This attempted comparison ultimately relies on the common title of “professor”
plus some generalized responsibilities (e.g., teaching students). Yet we have rejected an
analogous claim that jobs with the same title and only vaguely corresponding
responsibilities can be considered equal. In Wheatley we concluded that the plaintiffs,
supervisors in a county’s emergency-services department, failed to meet their burden to
show that supervisors in different departments performed equal work because they could
not demonstrate that the different jobs were equal in skill and responsibility. 390 F.3d at
334; see also Sims-Fingers, 493 F.3d at 771. Spencer’s case suffers from a near-identical
flaw.
Spencer’s bird’s-eye view is particularly unpersuasive given the inherent features
of academia. Professors are not interchangeable like widgets. Various considerations
influence the hiring, promotion, and compensation of different professorial jobs. Cf.
5
Zahorik v. Cornell Univ., 729 F.2d 85, 93 (2d Cir. 1984) (discussing the tenure process).
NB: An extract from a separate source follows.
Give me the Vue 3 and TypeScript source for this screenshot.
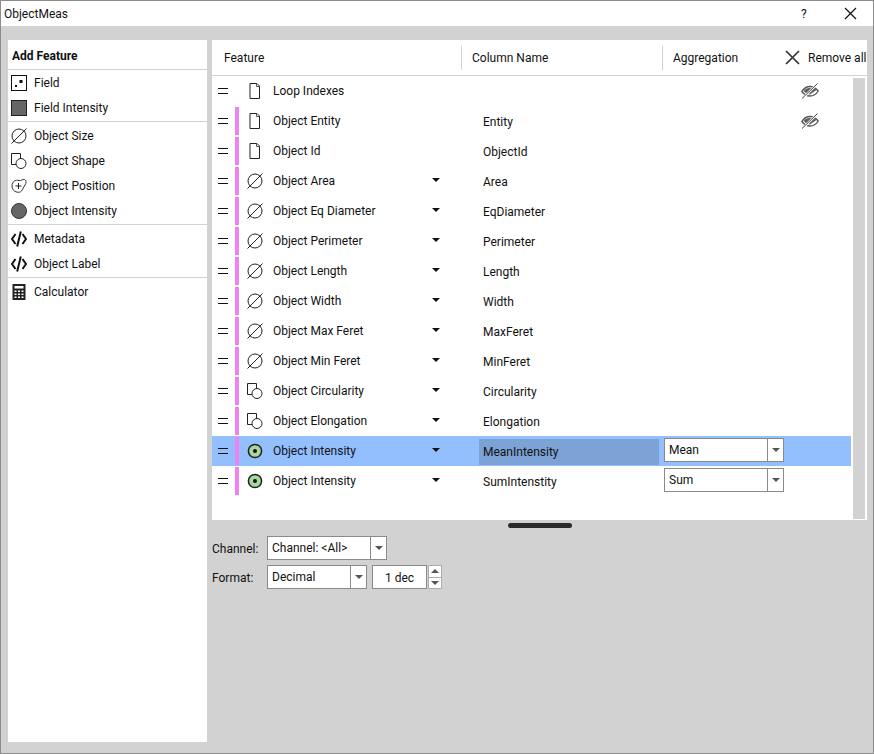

As a result, faculty salary decisions require a complex balancing of factors. Among other
things, those decisions account for the differences in skill and responsibility attendant to
different jobs. For instance, an engineering professorship requires different skills, effort,
and responsibility than professorships in other fields, such as sociology. Evidence
offered by Spencer proves this very point: The University systematically pays
engineering professors more than humanities professors. J.A. at 136. This reflects
differences in skill along with market forces that compensate engineers more highly.
This market reality confirms that Spencer’s broad generalizations about tasks and skills,
which apply to virtually all teachers, fail to satisfy her burden to show equal work.
In contrast to Spencer’s generalized tasks and skills, a litany of concrete
differences underscore that Spencer does not perform work equal to that of Shackleford
and Dial. First, Shackleford and Dial taught in different departments than Spencer did.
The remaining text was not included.